Elvio was, needless to say, and quite properly, making use of the large antechamber while he spoke with Mrs Kremmer, the mother of the deceased, and the two younger Kremmer boys. The remains of the eldest Kremmer son had been partly compiled and inventoried by me prior to the sudden and unexpected arrival of the Esterhazen girl and her unfortunate mother that Friday morning. The shotgun death is, for me, an unsightly, often unnerving spectacle. It is only when one has worked with the remains for some time, perhaps even for hours if the wounds are extensive, that one is able to proceed with detachment.
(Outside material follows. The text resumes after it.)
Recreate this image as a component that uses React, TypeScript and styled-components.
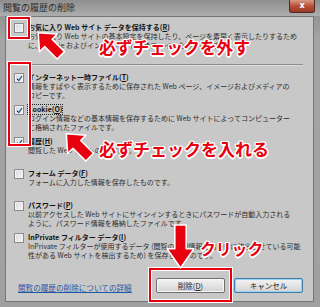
import React from 'react';
import styled, { createGlobalStyle } from 'styled-components';

const GlobalStyle = createGlobalStyle`
  html, body {
    margin: 0;
    padding: 0;
    background: #9c9c9c;
  }
  body {
    font-family: 'Noto Sans CJK JP', 'Noto Sans', sans-serif;
  }
`;

const Window = styled.div`
  position: relative;
  width: 320px;
  height: 307px;
  display: flex;
  flex-direction: column;
  background: linear-gradient(#8a8a8a, #a4a4a4 40px, #a0a0a0);
  overflow: hidden;
`;

const TitleBar = styled.div`
  height: 16px;
  display: flex;
  align-items: flex-start;
  justify-content: space-between;
  padding: 0 5px 0 3px;
  background: linear-gradient(#8f8f8f, #adadad);
`;

const Title = styled.span`
  margin-top: 3px;
  font-size: 9px;
  line-height: 9px;
  color: #2b2b2b;
`;

const CloseButton = styled.div`
  width: 24px;
  height: 12px;
  display: flex;
  align-items: center;
  justify-content: center;
  border: 1px solid #4d2a22;
  border-top: none;
  border-radius: 0 0 3px 3px;
  background: linear-gradient(#d59a86, #b8503a 50%, #9c3924);
  color: #fff;
  font-family: 'DejaVu Sans', sans-serif;
  font-size: 8px;
  font-weight: bold;
  line-height: 1;
`;

const Body = styled.div`
  flex: 1;
  margin: 0 6px 5px 5px;
  padding: 6px 10px 8px 8px;
  display: flex;
  flex-direction: column;
  background: #c8c8c8;
  border: 1px solid #767676;
`;

const Item = styled.div`
  height: 32px;
  display: flex;
  align-items: flex-start;
  gap: 4px;
`;

const Check = styled.span`
  width: 10px;
  height: 10px;
  flex: none;
  box-sizing: border-box;
  display: flex;
  align-items: center;
  justify-content: center;
  border: 1px solid #8b8b8b;
  background: linear-gradient(135deg, #d8d8d8, #f6f6f6);
  box-shadow: inset 0 0 0 1px #f2f2f2;
`;

const TextCol = styled.div`
  display: flex;
  flex-direction: column;
  white-space: nowrap;
`;

const ItemTitle = styled.span<{ $focus?: boolean }>`
  align-self: flex-start;
  font-size: 7px;
  line-height: 9px;
  font-weight: bold;
  color: #141414;
  outline: ${p => (p.$focus ? '1px dotted #222' : 'none')};
`;

const Desc = styled.span`
  font-size: 7px;
  line-height: 9px;
  color: #2e2e2e;
`;

const Separator = styled.div`
  height: 1px;
  margin: 9px 0 7px 2px;
  background: #8e8e8e;
  border-bottom: 1px solid #dcdcdc;
`;

const Footer = styled.div`
  margin-top: auto;
  display: flex;
  align-items: flex-end;
  justify-content: space-between;
`;

const HelpLink = styled.a`
  margin: 0 0 1px 4px;
  font-size: 7.6px;
  line-height: 9px;
  color: #1e57a4;
  text-decoration: underline;
`;

const Buttons = styled.div`
  display: flex;
  gap: 9px;
`;

const Button = styled.button<{ $focused?: boolean }>`
  width: 69px;
  height: 15px;
  padding: 0;
  font-family: 'Noto Sans CJK JP', sans-serif;
  font-size: 7.5px;
  line-height: 1;
  color: #222;
  border: 1px solid ${p => (p.$focused ? '#3d7cab' : '#707070')};
  border-radius: 2px;
  background: linear-gradient(#f3f3f3, #e4e4e4 50%, #d2d2d2);
  box-shadow: inset 0 0 0 1px ${p => (p.$focused ? '#9fd0ee' : '#f8f8f8')};
`;

const RedBox = styled.div<{ $x: number; $y: number; $w: number; $h: number }>`
  position: absolute;
  left: ${p => p.$x}px;
  top: ${p => p.$y}px;
  width: ${p => p.$w}px;
  height: ${p => p.$h}px;
  box-sizing: border-box;
  border: 2px solid #e8000e;
  box-shadow: 0 0 0 1px #fff, inset 0 0 0 1px #fff;
`;

const Callout = styled.span<{ $x: number; $y: number; $size: number }>`
  position: absolute;
  left: ${p => p.$x}px;
  top: ${p => p.$y}px;
  font-size: ${p => p.$size}px;
  line-height: 1;
  font-weight: bold;
  white-space: nowrap;
  color: #e8000e;
  text-shadow:
    1.5px 0 #fff, -1.5px 0 #fff, 0 1.5px #fff, 0 -1.5px #fff,
    1px 1px #fff, -1px -1px #fff, 1px -1px #fff, -1px 1px #fff;
`;

const ArrowSvg = styled.svg<{ $x: number; $y: number; $rot: number }>`
  position: absolute;
  left: ${p => p.$x}px;
  top: ${p => p.$y}px;
  overflow: visible;
  transform: rotate(${p => p.$rot}deg);
`;

type ArrowProps = { x: number; y: number; w: number; h: number; rot: number };

// thick red arrow drawn pointing up, then rotated
const Arrow = ({ x, y, w, h, rot }: ArrowProps) => {
  const head = h * 0.45;
  const half = w * 0.21;
  const c = w / 2;
  const pts = [
    [c, 0],
    [w, head],
    [c + half, head],
    [c + half, h],
    [c - half, h],
    [c - half, head],
    [0, head],
  ]
    .map(p => p.join(','))
    .join(' ');
  return (
    <ArrowSvg $x={x} $y={y} $rot={rot} width={w} height={h} viewBox={`0 0 ${w} ${h}`}>
      <polygon points={pts} fill="#e8000e" stroke="#fff" strokeWidth={1.5} strokeLinejoin="round" />
    </ArrowSvg>
  );
};

const CheckMark = () => (
  <svg width="7" height="7" viewBox="0 0 7 7">
    <path d="M1 3.8 L2.8 5.6 L6 1" fill="none" stroke="#27498c" strokeWidth="1.3" />
  </svg>
);

type Entry = {
  title: React.ReactNode;
  lines: string[];
  checked?: boolean;
  focus?: boolean;
};

const entries: Entry[] = [
  {
    title: <>インターネット一時ファイル(<u>T</u>)</>,
    lines: ['情報をすばやく表示するために保存された Web ページ、イメージおよびメディアの', 'コピーです。'],
    checked: true,
  },
  {
    title: <>Cookie(<u>O</u>)</>,
    lines: ['ログイン情報などの基本情報を保存するために Web サイトによってコンピューター', 'に格納されたファイルです。'],
    checked: true,
    focus: true,
  },
  {
    title: <>履歴(<u>H</u>)</>,
    lines: ['閲覧した Web サイトの一覧です。'],
    checked: true,
  },
  {
    title: <>フォーム データ(<u>F</u>)</>,
    lines: ['フォームに入力した情報を保存したものです。'],
  },
  {
    title: <>パスワード(<u>P</u>)</>,
    lines: ['以前アクセスした Web サイトにサインインするときにパスワードが自動入力される', 'ように、パスワード情報を格納したファイルです。'],
  },
  {
    title: <>InPrivate フィルター データ(<u>I</u>)</>,
    lines: ['InPrivate フィルターが使用するデータ (閲覧の詳細情報を自動的に流出させている可能', '性がある Web サイトを検出するため) を保存したものです。'],
  },
];

const Row = ({ title, lines, checked, focus }: Entry) => (
  <Item>
    <Check>{checked && <CheckMark />}</Check>
    <TextCol>
      <ItemTitle $focus={focus}>{title}</ItemTitle>
      {lines.map(l => (
        <Desc key={l}>{l}</Desc>
      ))}
    </TextCol>
  </Item>
);

export default function App() {
  return (
    <>
      <GlobalStyle />
      <Window>
        <TitleBar>
          <Title>閲覧の履歴の削除</Title>
          <CloseButton>x</CloseButton>
        </TitleBar>

        <Body>
          <Row
            title={<>お気に入り Web サイト データを保持する(<u>R</u>)</>}
            lines={[
              'お気に入り Web サイトの基本設定を保持したり、ページを素早く表示したりするため',
              'に、Cookie およびインターネット一時ファイルを保持します。',
            ]}
          />
          <Separator />
          {entries.map((e, i) => (
            <Row key={i} {...e} />
          ))}

          <Footer>
            <HelpLink>閲覧の履歴の削除についての詳細</HelpLink>
            <Buttons>
              <Button>
                削除(<u>D</u>)
              </Button>
              <Button $focused>キャンセル</Button>
            </Buttons>
          </Footer>
        </Body>

        {/* annotations drawn over the dialog */}
        <RedBox $x={8} $y={17} $w={22} $h={22} />
        <RedBox $x={8} $y={62} $w={23} $h={84} />
        <RedBox $x={149} $y={268} $w={83} $h={34} />

        <Arrow x={37} y={28} w={25} h={32} rot={-45} />
        <Arrow x={65} y={129} w={26} h={33} rot={-45} />
        <Arrow x={167} y={225} w={27} h={43} rot={180} />

        <Callout $x={99} $y={39} $size={16.8}>必ずチェックを外す</Callout>
        <Callout $x={99} $y={140} $size={17}>必ずチェックを入れる</Callout>
        <Callout $x={200} $y={241} $size={15.8}>クリック</Callout>
      </Window>
    </>
  );
}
It is a matter on which I have speculated from time to time these last three days that I may have dealt with the drowned girl's mother more sympathetically, more professionally, if I had not come directly from Kremmer's bloody work.
There was not, I insist, a single grain of moral censure in my bearing. I take no such liberties with my clients. Each and every one is treated with the respect one reserves for the dead. If anything, Elvio's information may have caused me to exhibit some reluctance, a kind of distress, a suggestion of hesitation that may have been open to misinterpretation. It is possible that I examined the mother's face too closely, searching for the tell-tale sign: that she had known all along, always knew how her child would end. 'Such an innocent,' Elvio had informed me. 'She had just the right look, could've charged double.' She'd worked the car park by the school near the football ground. It was a traditional place for the sort of pleasures she had to offer. 'From time to time,' he said as he sorted the day's receipts, 'I went there. That Esterhazen girl,' he said, and pressed his fingers to his lips. 'Of course,' he said by way of explanation, 'she was not interested in the business proposal I had to offer. Strictly business,' he said. 'One must assess the supply.' The young, he believed, set too much store by their own luck. His proposal, he insisted, would have been a simple matter, with no great expense, to place the advertisements discreetly in The Advocate, to provide a phone service, the use of a car. Yet the girls he had approached were reluctant. 'And only a small supervisory fee involved,' he said. 'A small loss of income,' he said, 'for such improved conditions of security.' They had merely to have left the organisation with him and the potential for increased bargaining power was, he believed, enormous.